Brian McFall

PhD Student, Department of Civil and Environmental Engineering, Georgia Institute of Technology
bmcfall4@gatech.edu

Background and research interests

Brian obtained a BS and MS in Civil Engineering from Texas A&M University-Kingsville in 2005 and 2008, respectively. He worked for five years as a project manager and commercial diver for an engineering firm in Corpus Christi, Texas. While working in Corpus Christi, Brian had the opportunity to design several subdivisions, storm drainage systems and multiple lift station upgrades. In addition to infrastructure design, Brian performed structural inspections of more than a hundred waterfront structures such as bridges, bulkheads, cargo docks, bulk material docks and oil docks.

Brian began the PhD program at the Georgia Institute of Technology in 2010. His research pertains to the physical modeling of subaerial landslide-generated tsunamis in various topographic scenarios that are based on real-world events.

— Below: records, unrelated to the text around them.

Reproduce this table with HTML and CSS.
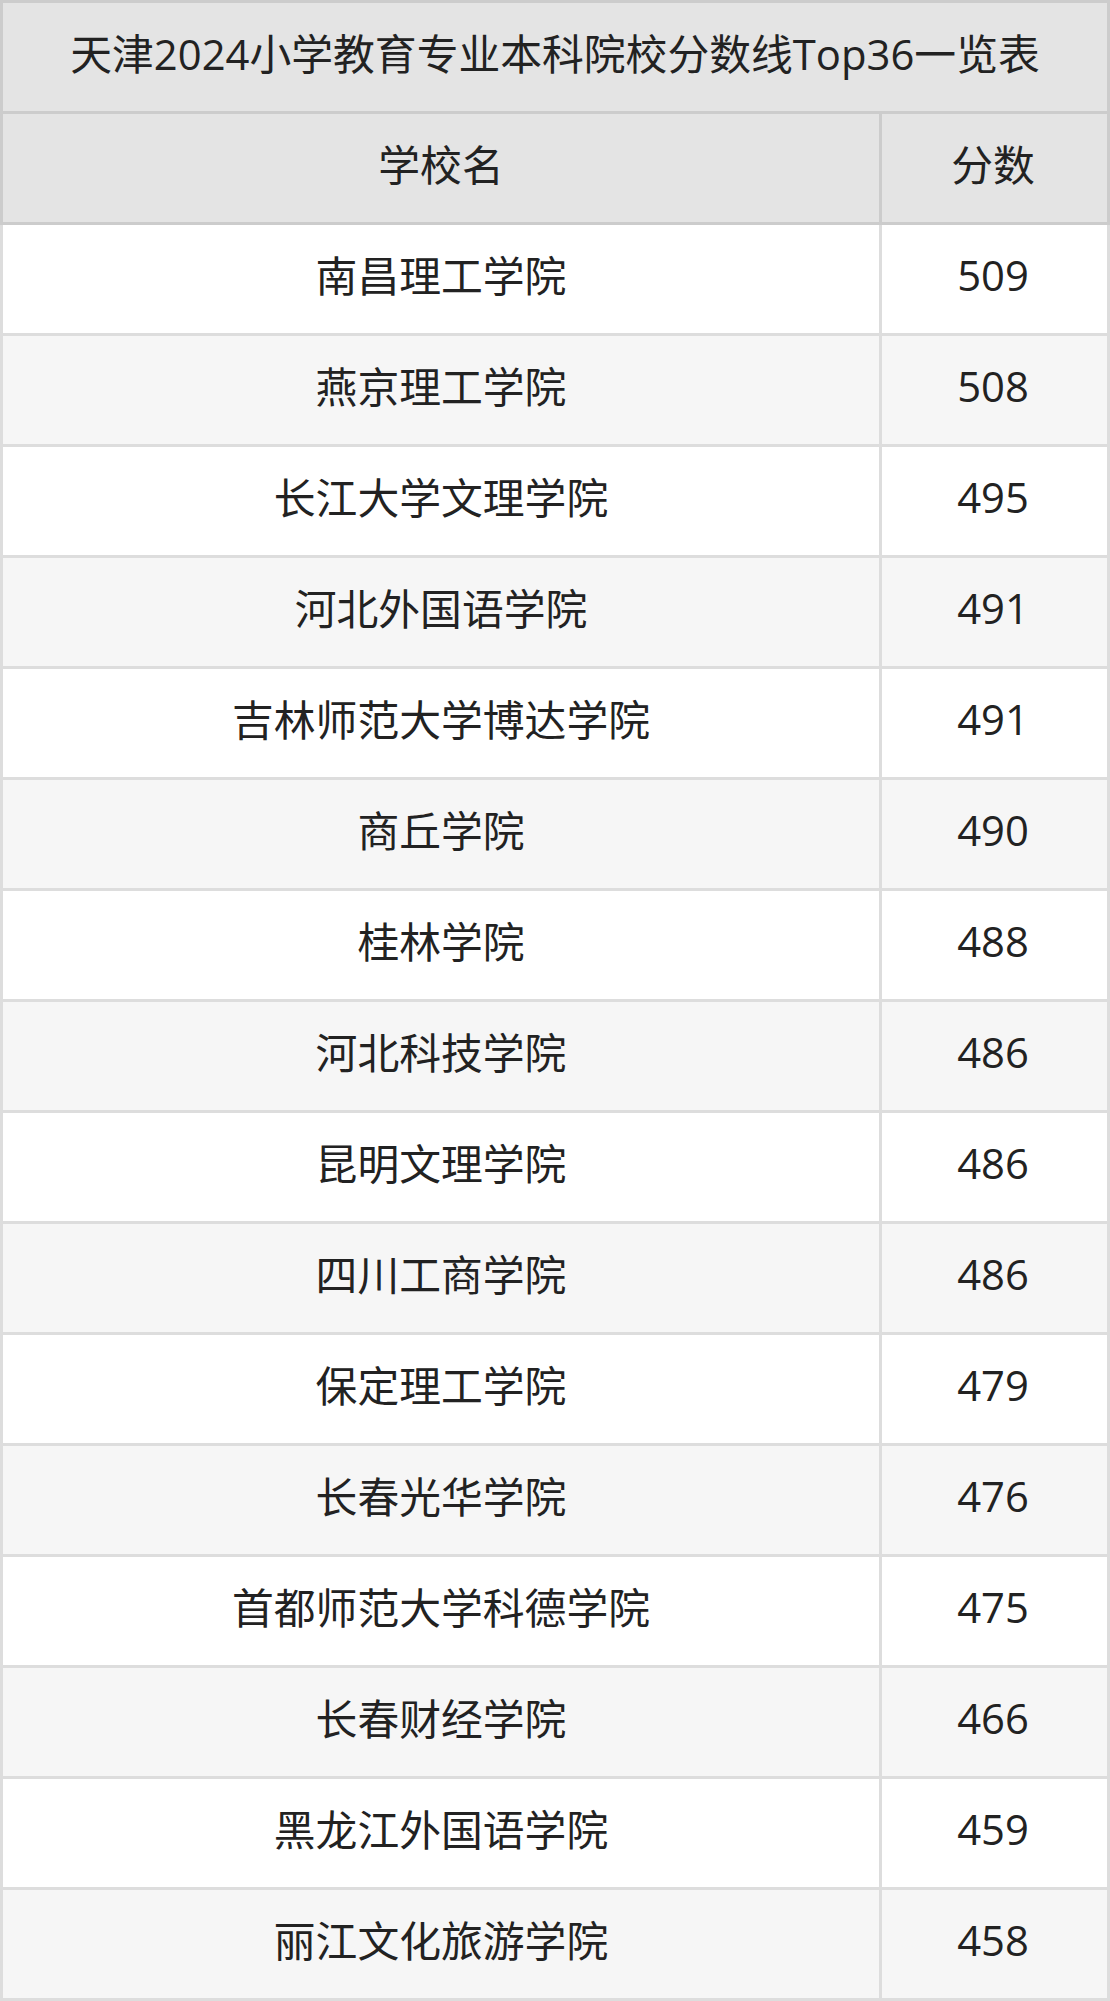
FILE: index.html
```html
<!DOCTYPE html>
<html lang="zh-CN">
<head>
<meta charset="utf-8">
<title>天津2024小学教育专业本科院校分数线Top36一览表</title>
<link rel="stylesheet" href="styles.css">
</head>
<body>
<div class="table">
  <div class="title">天津2024小学教育专业本科院校分数线Top36一览表</div>
  <div class="row head"><div class="cell name">学校名</div><div class="cell score">分数</div></div>
  <div class="row"><div class="cell name">南昌理工学院</div><div class="cell score">509</div></div>
  <div class="row alt"><div class="cell name">燕京理工学院</div><div class="cell score">508</div></div>
  <div class="row"><div class="cell name">长江大学文理学院</div><div class="cell score">495</div></div>
  <div class="row alt"><div class="cell name">河北外国语学院</div><div class="cell score">491</div></div>
  <div class="row"><div class="cell name">吉林师范大学博达学院</div><div class="cell score">491</div></div>
  <div class="row alt"><div class="cell name">商丘学院</div><div class="cell score">490</div></div>
  <div class="row"><div class="cell name">桂林学院</div><div class="cell score">488</div></div>
  <div class="row alt"><div class="cell name">河北科技学院</div><div class="cell score">486</div></div>
  <div class="row"><div class="cell name">昆明文理学院</div><div class="cell score">486</div></div>
  <div class="row alt"><div class="cell name">四川工商学院</div><div class="cell score">486</div></div>
  <div class="row"><div class="cell name">保定理工学院</div><div class="cell score">479</div></div>
  <div class="row alt"><div class="cell name">长春光华学院</div><div class="cell score">476</div></div>
  <div class="row"><div class="cell name">首都师范大学科德学院</div><div class="cell score">475</div></div>
  <div class="row alt"><div class="cell name">长春财经学院</div><div class="cell score">466</div></div>
  <div class="row"><div class="cell name">黑龙江外国语学院</div><div class="cell score">459</div></div>
  <div class="row alt"><div class="cell name">丽江文化旅游学院</div><div class="cell score">458</div></div>
</div>
</body>
</html>
```

FILE: styles.css
```css
html, body {
  margin: 0;
  padding: 0;
  background: #ffffff;
}

.table {
  width: 1110px;
  font-family: "Open Sans", "Noto Sans CJK SC", sans-serif;
  font-size: 41.8px;
  color: #222222;
}

.title {
  box-sizing: border-box;
  height: 114px;
  padding-bottom: 10px;
  border: 3px solid #cccccc;
  background: #e4e4e4;
  display: flex;
  align-items: center;
  justify-content: center;
}

.row {
  display: grid;
  grid-template-columns: 876px 225px;
  border: 3px solid #dddddd;
  border-top: none;
  background: #ffffff;
}

.row.alt {
  background: #f6f6f6;
}

.row.head {
  background: #e4e4e4;
  border-color: #cccccc;
}

.cell {
  box-sizing: border-box;
  height: 108px;
  padding-bottom: 10px;
  display: flex;
  align-items: center;
  justify-content: center;
}

.cell.score {
  border-left: 3px solid #dddddd;
}

.row.head .cell.score {
  border-left-color: #cccccc;
}
```
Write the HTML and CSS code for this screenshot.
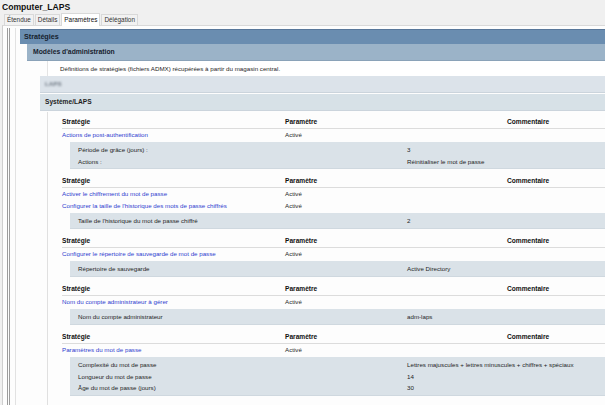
FILE: index.html
```html
<!DOCTYPE html>
<html>
<head>
    <meta charset="utf-8">
    <link rel="stylesheet" href="styles.css">
</head>
<body>

<div class="title">Computer_LAPS</div>
<div class="tabs">
    <span class="tab">Étendue</span>
    <span class="tab">Détails</span>
    <span class="tab active">Paramètres</span>
    <span class="tab">Délégation</span>
</div>

<div class="panel">
    <div class="frame">
        <div class="report">
            <div class="h1">Stratégies</div>
            <div class="lvl1">
                <div class="h2">Modèles d'administration</div>
                <div class="lvl2">
                    <div class="note">Définitions de stratégies (fichiers ADMX) récupérées à partir du magasin central.</div>
                    <div class="h3"><span class="hidden">LAPS</span></div>
                    <div class="h3 strong">Système/LAPS</div>

                    <div class="body">
                        <div class="sect">
                            <div class="row head"><span>Stratégie</span><span>Paramètre</span><span>Commentaire</span></div>
                            <div class="row"><span class="link">Actions de post-authentification</span><span>Activé</span><span></span></div>
                            <div class="detail">
                                <div class="row"><span>Période de grâce (jours) :</span><span>3</span></div>
                                <div class="row"><span>Actions :</span><span>Réinitialiser le mot de passe</span></div>
                            </div>
                        </div>

                        <div class="sect">
                            <div class="row head"><span>Stratégie</span><span>Paramètre</span><span>Commentaire</span></div>
                            <div class="row"><span class="link">Activer le chiffrement du mot de passe</span><span>Activé</span><span></span></div>
                            <div class="row"><span class="link">Configurer la taille de l'historique des mots de passe chiffrés</span><span>Activé</span><span></span></div>
                            <div class="detail">
                                <div class="row"><span>Taille de l'historique du mot de passe chiffré</span><span>2</span></div>
                            </div>
                        </div>

                        <div class="sect">
                            <div class="row head"><span>Stratégie</span><span>Paramètre</span><span>Commentaire</span></div>
                            <div class="row"><span class="link">Configurer le répertoire de sauvegarde de mot de passe</span><span>Activé</span><span></span></div>
                            <div class="detail">
                                <div class="row"><span>Répertoire de sauvegarde</span><span>Active Directory</span></div>
                            </div>
                        </div>

                        <div class="sect">
                            <div class="row head"><span>Stratégie</span><span>Paramètre</span><span>Commentaire</span></div>
                            <div class="row"><span class="link">Nom du compte administrateur à gérer</span><span>Activé</span><span></span></div>
                            <div class="detail">
                                <div class="row"><span>Nom du compte administrateur</span><span>adm-laps</span></div>
                            </div>
                        </div>

                        <div class="sect">
                            <div class="row head"><span>Stratégie</span><span>Paramètre</span><span>Commentaire</span></div>
                            <div class="row"><span class="link">Paramètres du mot de passe</span><span>Activé</span><span></span></div>
                            <div class="detail">
                                <div class="row"><span>Complexité du mot de passe</span><span>Lettres majuscules + lettres minuscules + chiffres + spéciaux</span></div>
                                <div class="row"><span>Longueur du mot de passe</span><span>14</span></div>
                                <div class="row"><span>Âge du mot de passe (jours)</span><span>30</span></div>
                            </div>
                        </div>
                    </div>
                </div>
            </div>
        </div>
    </div>
</div>

</body>
</html>
```

FILE: styles.css
```css
* {
    box-sizing: border-box;
}

body {
    margin: 0;
    width: 605px;
    height: 405px;
    overflow: hidden;
    background-color: #f0f0f0;
    font-family: "Liberation Sans", Arial, sans-serif;
    font-size: 6.2px;
    color: #1e1e1e;
}

.title {
    font-weight: bold;
    font-size: 8.6px;
    height: 13px;
    line-height: 11px;
    padding: 2px 0 0 2px;
    color: #111;
}

/* tab strip */
.tabs {
    display: flex;
    height: 12px;
    padding-left: 4px;
    align-items: flex-end;
}
.tab {
    height: 11px;
    line-height: 10px;
    padding: 0 2px;
    margin-right: 1px;
    font-size: 6.4px;
    color: #333;
    border: 1px solid #d9d9d9;
    border-bottom: none;
    background-color: #f2f2f2;
}
.tab.active {
    height: 13px;
    line-height: 12px;
    margin-bottom: -1px;
    background-color: #fff;
    color: #111;
}

/* white settings panel */
.panel {
    display: flex;
    height: 380px;
    margin-left: 2px;
    padding: 2px 0 0 4px;
    background-color: #fdfdfd;
    border-top: 1px solid #d9d9d9;
    border-left: 1px solid #cfcfcf;
}
.frame {
    flex: 1;
    display: flex;
    padding-left: 5px;
    border-left: 3px double #9c9c9c;
}
.report {
    flex: 1;
    padding: 1px 0 0 4px;
    border-left: 1px solid #e2e2e2;
}

.h1 {
    height: 15px;
    line-height: 14px;
    padding-left: 4px;
    font-weight: bold;
    font-size: 7.2px;
    color: #15212d;
    background-color: #6a8db0;
    border-top: 1px solid #58779a;
}
.lvl1 {
    margin-left: 7px;
}
.h2 {
    height: 17px;
    line-height: 16px;
    padding-left: 6px;
    font-weight: bold;
    font-size: 6.8px;
    color: #17222e;
    background-color: #9bb3c8;
    border-bottom: 1px solid #8aa2b8;
}
.lvl2 {
    margin-left: 13px;
}
.note {
    height: 15px;
    line-height: 15px;
    margin-left: 7px;
    padding-left: 12px;
    border-left: 1px solid #e4e4e4;
    background-color: #fff;
}
.h3 {
    height: 17px;
    line-height: 16px;
    padding-left: 5px;
    margin-bottom: 1px;
    background-color: #dce3ea;
    border-bottom: 1px solid #cbd4dc;
}
.h3.strong {
    font-weight: bold;
    font-size: 6.6px;
    background-color: #d7e1e7;
}
.hidden {
    display: inline-block;
    color: #6c7680;
    font-weight: bold;
    filter: blur(0.9px);
}

.body {
    margin-left: 7px;
    padding: 4px 0 0 14px;
    height: 300px;
    border-left: 1px solid #e0e0e0;
    background-color: #fdfdfd;
}

/* one policy table: header, policy rows, detail box */
.sect {
    margin-bottom: 6.4px;
}
.row {
    display: grid;
    grid-template-columns: 223px 222px 1fr;
    height: 12px;
    line-height: 12px;
    white-space: nowrap;
}
.head {
    height: 13px;
    line-height: 12px;
    font-weight: bold;
    font-size: 6.6px;
    color: #111;
    border-bottom: 1px solid #dcdcdc;
}
.link {
    color: #2e3ccf;
}
.detail {
    margin: 1px 0 0 8px;
    padding: 2px 0 1px 8px;
    background-color: #dae2e8;
    border-bottom: 1px solid #cfd8df;
}
.detail .row {
    grid-template-columns: 329px 1fr;
    height: 11.5px;
    line-height: 11.5px;
}
```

His physical models use a novel landslide tsunami generator (LTG) that consists of a sliding box filled with up to 1,350 kg of naturally rounded river gravel which is accelerated by means of four pneumatic pistons down the 2H:1V slope, launching the granular landslide towards the water at velocities of up to 5 m/s. Water surface elevations are measured using an array of resistance wave gauges. The granulate landslide width, thickness and front velocity are measured using above-water and underwater cameras. Three-dimensional landslide surface reconstruction and surface velocity are measured using a stereo particle image velocimetry (PIV) setup. The speckled pattern on the surface of the granular landslide allows for cross-correlation-based PIV analysis. Wave runup is redundantly measured as time-series with resistance wave gauges along the slope and spatially with video image processing. The measured landslide and tsunami data serve to validate and advance 3-dimensional numerical landslide tsunami and prediction models. Brian is interested in becoming more proficient with coastal hazard modeling.

Other interests

Most of Brian’s hobbies involve the outdoors. In his spare time he likes to run, camp, hunt and fish. Europe and Central America are his favorite places to vacation.